By Guest Blogger: Rebecca Fabiano, MSED, Executive Director of FAB Youth Philly 
(previously published on FAB Youth Philly)
For seven years I ran a high school out-of-school time (OST) program that I started from scratch. It was by far one of the most rewarding jobs I’ve ever had. I did a LOT of on the job learning from, and with my students. Here’s what I came to know that helped me to design activities and programs for participants.  

High school students come to our programs for various reasons and they utilize our program in accordance to their developmental needs. This means that we need to develop activities, supports, etc. that intentionally meet those needs, and making sure that staff is adequately trained and supported to meet those needs. 
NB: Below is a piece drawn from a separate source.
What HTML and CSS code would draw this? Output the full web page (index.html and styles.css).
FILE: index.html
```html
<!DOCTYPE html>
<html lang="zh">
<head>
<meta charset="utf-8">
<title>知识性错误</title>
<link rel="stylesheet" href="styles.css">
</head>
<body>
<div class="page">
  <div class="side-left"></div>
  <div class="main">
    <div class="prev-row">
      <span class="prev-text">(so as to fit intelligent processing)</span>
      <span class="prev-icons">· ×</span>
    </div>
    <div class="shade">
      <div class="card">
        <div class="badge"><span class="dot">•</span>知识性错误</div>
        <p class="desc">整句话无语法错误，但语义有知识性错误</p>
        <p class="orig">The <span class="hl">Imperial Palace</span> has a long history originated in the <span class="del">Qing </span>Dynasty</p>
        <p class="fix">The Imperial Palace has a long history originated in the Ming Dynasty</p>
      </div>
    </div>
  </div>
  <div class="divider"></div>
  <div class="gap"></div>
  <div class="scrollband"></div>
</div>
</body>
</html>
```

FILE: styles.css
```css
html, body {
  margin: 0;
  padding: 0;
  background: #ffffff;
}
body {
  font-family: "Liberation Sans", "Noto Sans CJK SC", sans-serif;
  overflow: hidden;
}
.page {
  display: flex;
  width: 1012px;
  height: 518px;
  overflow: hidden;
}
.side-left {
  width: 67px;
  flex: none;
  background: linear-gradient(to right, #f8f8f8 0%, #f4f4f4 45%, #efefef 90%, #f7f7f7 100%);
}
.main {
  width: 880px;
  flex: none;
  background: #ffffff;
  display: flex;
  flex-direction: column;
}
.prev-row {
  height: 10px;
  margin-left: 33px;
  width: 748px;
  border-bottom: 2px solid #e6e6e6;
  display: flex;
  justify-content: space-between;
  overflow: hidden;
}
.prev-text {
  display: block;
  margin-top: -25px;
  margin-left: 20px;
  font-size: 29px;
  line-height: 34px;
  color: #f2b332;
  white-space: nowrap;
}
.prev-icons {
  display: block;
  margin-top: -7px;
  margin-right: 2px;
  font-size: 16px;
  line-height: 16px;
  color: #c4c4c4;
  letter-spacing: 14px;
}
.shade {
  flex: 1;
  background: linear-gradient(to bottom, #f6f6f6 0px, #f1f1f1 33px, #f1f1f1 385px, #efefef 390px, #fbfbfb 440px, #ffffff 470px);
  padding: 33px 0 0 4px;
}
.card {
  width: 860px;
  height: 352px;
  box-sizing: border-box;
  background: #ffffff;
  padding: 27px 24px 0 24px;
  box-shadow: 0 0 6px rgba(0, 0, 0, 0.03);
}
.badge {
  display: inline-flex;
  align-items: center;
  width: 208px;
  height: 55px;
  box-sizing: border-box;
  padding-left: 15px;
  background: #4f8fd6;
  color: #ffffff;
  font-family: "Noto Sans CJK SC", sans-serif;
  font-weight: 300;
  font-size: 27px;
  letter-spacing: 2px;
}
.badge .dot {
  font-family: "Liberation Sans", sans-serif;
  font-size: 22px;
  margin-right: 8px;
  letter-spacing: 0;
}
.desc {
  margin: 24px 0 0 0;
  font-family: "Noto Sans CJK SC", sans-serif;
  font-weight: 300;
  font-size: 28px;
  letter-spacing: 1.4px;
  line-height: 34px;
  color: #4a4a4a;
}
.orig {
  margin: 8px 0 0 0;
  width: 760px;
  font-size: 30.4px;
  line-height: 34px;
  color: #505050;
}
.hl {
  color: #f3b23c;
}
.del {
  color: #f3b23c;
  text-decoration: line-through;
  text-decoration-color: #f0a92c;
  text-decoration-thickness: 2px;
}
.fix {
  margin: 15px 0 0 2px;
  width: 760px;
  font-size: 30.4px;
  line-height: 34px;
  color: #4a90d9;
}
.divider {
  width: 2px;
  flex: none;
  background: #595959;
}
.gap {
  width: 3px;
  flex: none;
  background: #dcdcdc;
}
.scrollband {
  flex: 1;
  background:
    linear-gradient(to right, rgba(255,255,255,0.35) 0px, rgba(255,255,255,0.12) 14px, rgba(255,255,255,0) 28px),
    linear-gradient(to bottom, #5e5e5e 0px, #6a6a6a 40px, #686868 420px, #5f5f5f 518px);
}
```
Here are a few tips that I’m excited to share with you, which you can use to design your high school OST programs: 

Ways OST programs can support 9th graders making the transition to high school. This includes: 
  • Developing new friendships (have a buddy or big bro/sister program with older/experienced youth in the OST; workshops on peer pressure, bullying etc.) 
  • Developing study & time management skills (offer workshops, games like Minute to Win It, Jeopardy, etc.) 
  • Understanding how to ‘be’ a high school student (what classes to take, how to read transcripts through workshops, etc.) 
  • Lots of exposure activities (that also involve making new friends- trips, movies, guest speakers, etc.) 
Source: Beyond Expectations- The Power of High School Afterschool

Ways OST programs can support 10th graders by helping them to build their friendships, explore their identity and other life skills and start to expand their networks towards post-high school goals-college/career. This includes: 
  • Health & wellness & sexuality activities (Sept-Dec) 
  • Identity exploration through guest speakers (Sept-Dec) 
  • Prep for 1st summer job (Jan-June) (bring a nurse on campus to expedite work papers, etc.) 
  • Help them develop skills and experiences that will prep them for work including civic engagement/ project based learning activities. 
  • Offer PSAT classes 

Ways OST programs can support 11th graders by focusing on college and career exploration via work-readiness clubs, leadership opportunities (this could be the big bro/sister program) and internships; continue with civic engagement activities: 
  • Career panels (fall) 
  • Career days (fall) 
  • Develop a workshop on a fave topic for younger youth (spring) 
  • Developing career related documents (cover letter, resume, etc) (spring) 
  • Start college tours/hold college spirit days, etc. (spring) 
  • College essay writing workshops/games/contests, etc. (spring) 
  • Offer SAT classes (fall & spring) 

Ways OST programs can support 12th graders by zooming in on the college prep and post high school process: 
  • College tours (fall) 
  • College panelists (fall) 
  • Essay writing workshops/games/contests, etc. (fall) 
  • “Now that you’ve been accepted to college” workshops also: getting along with roommates, developing resistance skills (avoiding peer pressure for drinking, sex, etc.), how to avoid using all your meal plan points in one week, etc. (spring) 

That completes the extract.